==== COLLECTED MATERIAL ====

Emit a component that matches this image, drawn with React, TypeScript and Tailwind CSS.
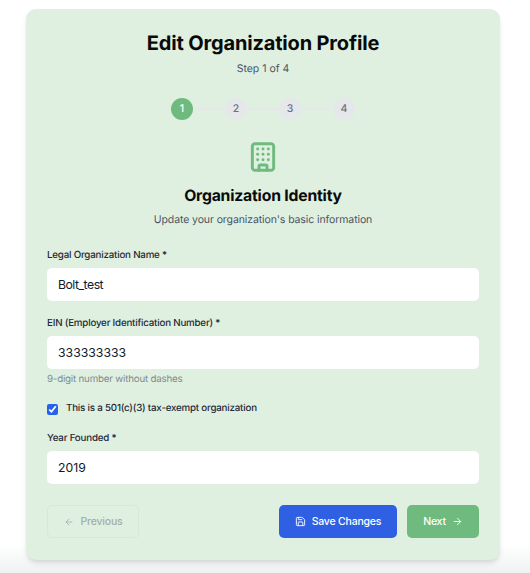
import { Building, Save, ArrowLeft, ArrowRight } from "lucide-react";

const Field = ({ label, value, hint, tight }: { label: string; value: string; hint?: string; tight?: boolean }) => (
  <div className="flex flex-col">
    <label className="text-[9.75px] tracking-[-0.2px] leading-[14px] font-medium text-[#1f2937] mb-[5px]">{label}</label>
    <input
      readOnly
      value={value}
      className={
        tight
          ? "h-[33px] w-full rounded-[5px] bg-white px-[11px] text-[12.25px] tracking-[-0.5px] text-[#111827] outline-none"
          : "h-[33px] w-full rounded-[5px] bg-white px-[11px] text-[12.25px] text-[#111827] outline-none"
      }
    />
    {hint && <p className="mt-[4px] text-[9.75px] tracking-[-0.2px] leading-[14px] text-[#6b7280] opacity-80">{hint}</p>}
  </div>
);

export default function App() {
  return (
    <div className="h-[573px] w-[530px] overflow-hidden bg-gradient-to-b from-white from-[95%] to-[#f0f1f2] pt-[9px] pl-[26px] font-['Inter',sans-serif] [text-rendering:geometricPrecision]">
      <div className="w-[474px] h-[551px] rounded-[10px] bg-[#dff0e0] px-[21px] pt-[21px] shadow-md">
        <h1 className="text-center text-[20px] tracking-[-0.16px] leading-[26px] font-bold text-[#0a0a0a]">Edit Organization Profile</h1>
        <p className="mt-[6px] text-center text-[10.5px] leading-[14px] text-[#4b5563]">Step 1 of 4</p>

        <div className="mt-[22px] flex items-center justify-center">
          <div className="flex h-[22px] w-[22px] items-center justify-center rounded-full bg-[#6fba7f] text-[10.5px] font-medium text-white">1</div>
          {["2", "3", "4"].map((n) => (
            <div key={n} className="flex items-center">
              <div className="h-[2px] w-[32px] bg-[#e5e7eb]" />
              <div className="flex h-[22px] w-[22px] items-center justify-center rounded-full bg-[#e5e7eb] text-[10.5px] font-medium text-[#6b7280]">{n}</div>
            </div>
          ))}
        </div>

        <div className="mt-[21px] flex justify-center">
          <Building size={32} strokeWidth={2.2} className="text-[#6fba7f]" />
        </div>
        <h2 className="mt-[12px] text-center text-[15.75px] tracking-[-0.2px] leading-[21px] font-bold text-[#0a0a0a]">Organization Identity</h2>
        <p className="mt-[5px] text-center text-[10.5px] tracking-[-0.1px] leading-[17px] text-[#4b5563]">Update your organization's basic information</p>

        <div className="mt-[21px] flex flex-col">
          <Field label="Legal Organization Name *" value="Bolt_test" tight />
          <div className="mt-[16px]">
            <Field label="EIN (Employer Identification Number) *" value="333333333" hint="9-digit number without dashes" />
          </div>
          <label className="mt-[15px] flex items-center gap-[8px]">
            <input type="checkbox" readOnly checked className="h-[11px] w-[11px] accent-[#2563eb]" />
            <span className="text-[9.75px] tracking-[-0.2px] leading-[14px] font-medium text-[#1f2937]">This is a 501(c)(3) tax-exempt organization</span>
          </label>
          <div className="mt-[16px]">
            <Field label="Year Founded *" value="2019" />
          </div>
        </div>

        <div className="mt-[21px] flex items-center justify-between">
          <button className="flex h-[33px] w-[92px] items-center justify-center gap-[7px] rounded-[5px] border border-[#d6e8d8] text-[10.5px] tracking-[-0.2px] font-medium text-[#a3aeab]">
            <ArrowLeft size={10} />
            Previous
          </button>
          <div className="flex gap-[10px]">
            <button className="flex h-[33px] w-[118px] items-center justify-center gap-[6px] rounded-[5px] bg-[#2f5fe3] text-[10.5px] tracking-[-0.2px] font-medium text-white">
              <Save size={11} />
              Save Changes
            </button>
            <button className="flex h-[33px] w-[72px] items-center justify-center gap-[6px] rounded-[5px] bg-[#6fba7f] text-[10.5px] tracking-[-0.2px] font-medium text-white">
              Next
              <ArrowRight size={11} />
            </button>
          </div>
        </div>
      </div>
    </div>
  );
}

====

→ **TASK TO COMPLETE**:
Produce an exact copy of each line of data, skipping embedded images.

→ **TASK SOLUTION**:
Emit a component that matches this image, drawn with React, TypeScript and Tailwind CSS.
import { Building, Save, ArrowLeft, ArrowRight } from "lucide-react";

const Field = ({ label, value, hint, tight }: { label: string; value: string; hint?: string; tight?: boolean }) => (
  <div className="flex flex-col">
    <label className="text-[9.75px] tracking-[-0.2px] leading-[14px] font-medium text-[#1f2937] mb-[5px]">{label}</label>
    <input
      readOnly
      value={value}
      className={
        tight
          ? "h-[33px] w-full rounded-[5px] bg-white px-[11px] text-[12.25px] tracking-[-0.5px] text-[#111827] outline-none"
          : "h-[33px] w-full rounded-[5px] bg-white px-[11px] text-[12.25px] text-[#111827] outline-none"
      }
    />
    {hint && <p className="mt-[4px] text-[9.75px] tracking-[-0.2px] leading-[14px] text-[#6b7280] opacity-80">{hint}</p>}
  </div>
);

export default function App() {
  return (
    <div className="h-[573px] w-[530px] overflow-hidden bg-gradient-to-b from-white from-[95%] to-[#f0f1f2] pt-[9px] pl-[26px] font-['Inter',sans-serif] [text-rendering:geometricPrecision]">
      <div className="w-[474px] h-[551px] rounded-[10px] bg-[#dff0e0] px-[21px] pt-[21px] shadow-md">
        <h1 className="text-center text-[20px] tracking-[-0.16px] leading-[26px] font-bold text-[#0a0a0a]">Edit Organization Profile</h1>
        <p className="mt-[6px] text-center text-[10.5px] leading-[14px] text-[#4b5563]">Step 1 of 4</p>

        <div className="mt-[22px] flex items-center justify-center">
          <div className="flex h-[22px] w-[22px] items-center justify-center rounded-full bg-[#6fba7f] text-[10.5px] font-medium text-white">1</div>
          {["2", "3", "4"].map((n) => (
            <div key={n} className="flex items-center">
              <div className="h-[2px] w-[32px] bg-[#e5e7eb]" />
              <div className="flex h-[22px] w-[22px] items-center justify-center rounded-full bg-[#e5e7eb] text-[10.5px] font-medium text-[#6b7280]">{n}</div>
            </div>
          ))}
        </div>

        <div className="mt-[21px] flex justify-center">
          <Building size={32} strokeWidth={2.2} className="text-[#6fba7f]" />
        </div>
        <h2 className="mt-[12px] text-center text-[15.75px] tracking-[-0.2px] leading-[21px] font-bold text-[#0a0a0a]">Organization Identity</h2>
        <p className="mt-[5px] text-center text-[10.5px] tracking-[-0.1px] leading-[17px] text-[#4b5563]">Update your organization's basic information</p>

        <div className="mt-[21px] flex flex-col">
          <Field label="Legal Organization Name *" value="Bolt_test" tight />
          <div className="mt-[16px]">
            <Field label="EIN (Employer Identification Number) *" value="333333333" hint="9-digit number without dashes" />
          </div>
          <label className="mt-[15px] flex items-center gap-[8px]">
            <input type="checkbox" readOnly checked className="h-[11px] w-[11px] accent-[#2563eb]" />
            <span className="text-[9.75px] tracking-[-0.2px] leading-[14px] font-medium text-[#1f2937]">This is a 501(c)(3) tax-exempt organization</span>
          </label>
          <div className="mt-[16px]">
            <Field label="Year Founded *" value="2019" />
          </div>
        </div>

        <div className="mt-[21px] flex items-center justify-between">
          <button className="flex h-[33px] w-[92px] items-center justify-center gap-[7px] rounded-[5px] border border-[#d6e8d8] text-[10.5px] tracking-[-0.2px] font-medium text-[#a3aeab]">
            <ArrowLeft size={10} />
            Previous
          </button>
          <div className="flex gap-[10px]">
            <button className="flex h-[33px] w-[118px] items-center justify-center gap-[6px] rounded-[5px] bg-[#2f5fe3] text-[10.5px] tracking-[-0.2px] font-medium text-white">
              <Save size={11} />
              Save Changes
            </button>
            <button className="flex h-[33px] w-[72px] items-center justify-center gap-[6px] rounded-[5px] bg-[#6fba7f] text-[10.5px] tracking-[-0.2px] font-medium text-white">
              Next
              <ArrowRight size={11} />
            </button>
          </div>
        </div>
      </div>
    </div>
  );
}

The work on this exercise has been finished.